Vers une réforme plus ample du Conseil de sécurité ?
L’adoption de cette résolution, avec pour toile de fond le conflit russo-ukrainien, n’a pas manqué de provoquer des réactions contrastées parmi les États. Elle a certes été saluée par la plupart d'entre eux. Tel est le cas du Costa Rica, qui a estimé que cette résolution constitue une importante étape vers une relation complémentaire et réciproque entre l’Assemblée et le Conseil. Tel est le cas également de la France qui, depuis plusieurs années, défend conjointement avec le Mexique une proposition de réforme visant à ce que les cinq membres permanents s’engagent à suspendre collectivement l’utilisation du veto dans des circonstances où des atrocités de masse sont commises.
Quelques pays ont toutefois fait entendre des voix dissonantes pour exprimer leur circonspection. Ainsi, la Biélorussie, la Colombie et le Brésil ont souligné l’inutilité d’un texte qui viendrait faire doublon avec la Résolution 377 (V). De même, l’Inde a rappelé que l’Assemblée avait déterminé à l’unanimité, en 2008, que la réforme du Conseil – dont la question du veto – serait considérée de manière globale, tandis que le Gabon a minimisé l’importance d’un texte qui ne viendrait pas bouleverser la portée du veto, s’apparentant à cet égard à un simple « sparadrap enrobant une tumeur ».

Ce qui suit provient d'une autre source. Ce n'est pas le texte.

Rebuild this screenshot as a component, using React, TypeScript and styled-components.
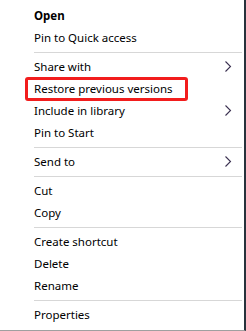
import styled, { createGlobalStyle } from 'styled-components'

const GlobalStyle = createGlobalStyle`
    html, body {
        margin: 0;
        padding: 0;
        background: #ffffff;
    }
`

const Menu = styled.div`
    box-sizing: border-box;
    width: 246px;
    height: 331px;
    padding: 5px 0 0 0;
    background: #ffffff;
    border-right: 2px solid #28323c;
    border-bottom: 1px solid #a0a0a0;
    font-family: "Noto Sans", "Open Sans", sans-serif;
    font-size: 11.5px;
    color: #000000;
`

const Row = styled.div<{ $bold?: boolean }>`
    position: relative;
    display: flex;
    align-items: center;
    height: 22px;
    padding: 0 12px 2px 34px;
    box-sizing: border-box;
    font-weight: ${p => (p.$bold ? 700 : 400)};
    white-space: nowrap;
`

const Label = styled.span`
    flex: 1;
`

const Separator = styled.div`
    height: 1px;
    margin: 3px 2px 3px 34px;
    background: #d7d7d7;
`

const Highlight = styled.div`
    position: absolute;
    left: 25px;
    top: -1px;
    width: 163px;
    height: 24px;
    box-sizing: border-box;
    border: 3px solid #f21d1d;
    border-radius: 3px;
    pointer-events: none;
`

const Chevron = () => (
    <svg width="7" height="11" viewBox="0 0 7 11">
        <polyline points="0.5,0.5 5.5,5.5 0.5,10.5" fill="none" stroke="#3a3050" strokeWidth="1.1" />
    </svg>
)

type Item = { label: string, bold?: boolean, sub?: boolean, marked?: boolean } | 'sep'

const items: Item[] = [
    { label: 'Open', bold: true },
    { label: 'Pin to Quick access' },
    'sep',
    { label: 'Share with', sub: true },
    { label: 'Restore previous versions', marked: true },
    { label: 'Include in library', sub: true },
    { label: 'Pin to Start' },
    'sep',
    { label: 'Send to', sub: true },
    'sep',
    { label: 'Cut' },
    { label: 'Copy' },
    'sep',
    { label: 'Create shortcut' },
    { label: 'Delete' },
    { label: 'Rename' },
    'sep',
    { label: 'Properties' },
]

const App = () => (
    <>
        <GlobalStyle />
        <Menu>
            {items.map((item, i) =>
                item === 'sep' ? (
                    <Separator key={i} />
                ) : (
                    <Row key={i} $bold={item.bold}>
                        <Label>{item.label}</Label>
                        {item.sub && <Chevron />}
                        {item.marked && <Highlight />}
                    </Row>
                )
            )}
        </Menu>
    </>
)

export default App
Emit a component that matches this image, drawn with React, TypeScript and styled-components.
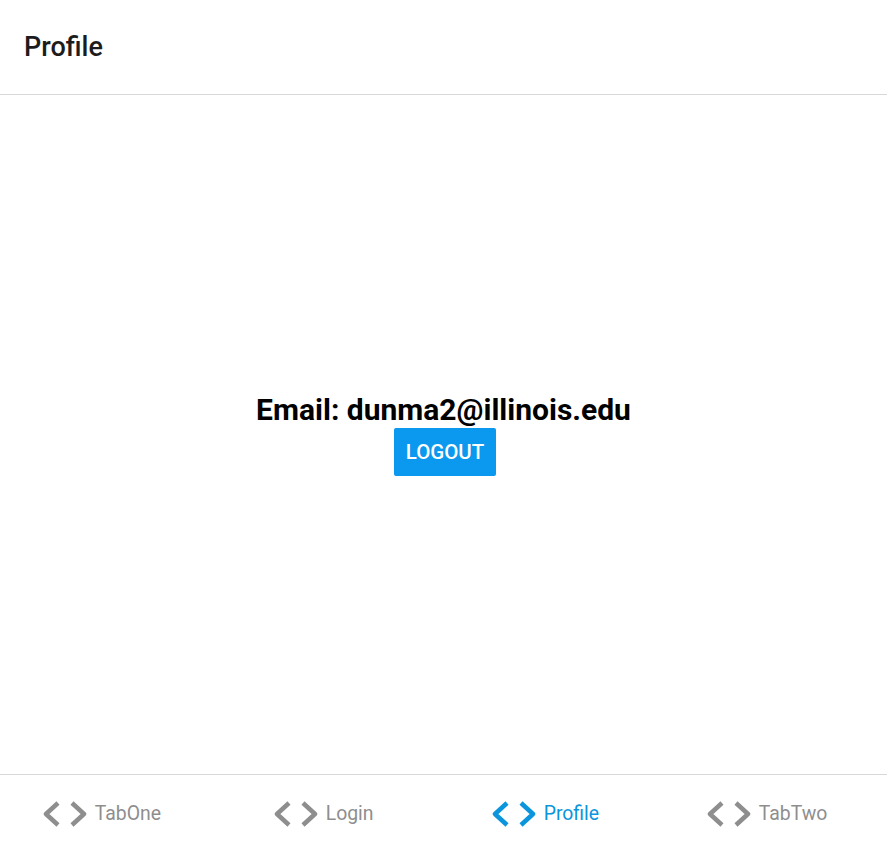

S’il est vrai que cette nouvelle résolution de l’Assemblée générale du 26 avril 2022 est dépourvue de force contraignante et n’obligera pas, en tant que telle, à motiver le recours au veto, il n’en demeure pas moins qu’à défaut d’une réforme du Conseil de sécurité – point inscrit à l’ordre de l’Assemblée générale depuis plus de 40 ans – elle peut faire bouger les lignes vers une plus grande transparence et responsabilisation de l’action des cinq membres permanents dans ce qui constitue l’utilisation d’un pouvoir exorbitant.